Reviewed by Dennis Schwartz

This is a typical Jerry Lewis vehicle when he was on top of the world as both the most highly paid comedian as well as the most popular. It features the team of Dean Martin and Jerry Lewis, where Jerry does the physical slapstick comedy and Dean belts out a number of unmemorable songs such as the feature song “That’s Amore.” Other numbers include “It’s a Whistle-In’ Kinda Mornin,'” “What Wouldcha Do Without Me,” and “One Big Love.” Norman Taurog directs without tripping over himself; the screenwriters are Danny Arnold and Edmund L. Hartmann. A number of real-life golf pros make cameos, such as Ben Hogan, Sam Snead, and Jimmy Thomson.

This comical romp is told in flashback as a popular music hall duo answer a reporter’s questions on how the San Francisco boys got together. Harvey Miller Jr. (Jerry Lewis) keeps getting fired from jobs, and finds his only love in life is for golf. He relates how his father was a PGA champion and taught him everything about golf, but he could never play the pro circuit becomes of his phobia to playing in front of people. Joe Anthony’s (Dean Martin) folks own a restaurant on Fisherman’s Wharf and a fishing boat, but Joe wasn’t interested in following in their footsteps. Instead he returns home after a long absence and finds Harvey engaged to his sister Lisa (Barbara Bates), and when he learns there’s lots of money to make as a pro golfer he has Harvey become his teacher. Harvey proves to be a good teacher and Joe a good pupil, and Joe goes pro with Harvey by his side as a caddy. At their first tournament, Joe meets the lovely Kathy Taylor (Donna Reed) and she becomes his love interest. Winning causes Joe to get a big head and he ditches Harvey. When Joe’s parents need money or they will lose their restaurant, Harvey maneuvers to get Joe into a big-money PGA tournament but a fracas develops on the golf course and they’re disqualified. But a talent scout found their antics hilarious and got them into showbiz.
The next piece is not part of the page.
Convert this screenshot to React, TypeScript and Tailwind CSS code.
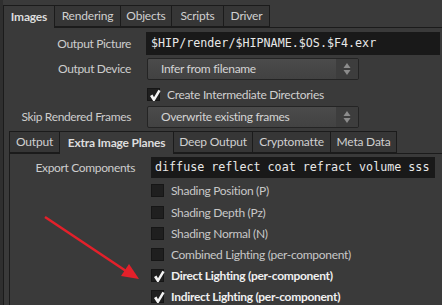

There are a number of sketches strung together showing Lewis acting as a destructive force in the proper middle-class world and causing embarrassment to those close to him as he acts spastic. Lewis’s comedy is an acquired taste, as his comedy borders on being totally obnoxious. Some might get off on this, as his jerky mannerisms are aimed at upsetting the proper citizens who make the rules for society (which maybe can be translated to those pompous critics who sneer at his films while the public clamors for them). It seems to me that Lewis’s rebellion is unintentional, as his anti-social antics are just a lot of kitsch.


Dennis Schwartz: “Ozus’ World Movie Reviews”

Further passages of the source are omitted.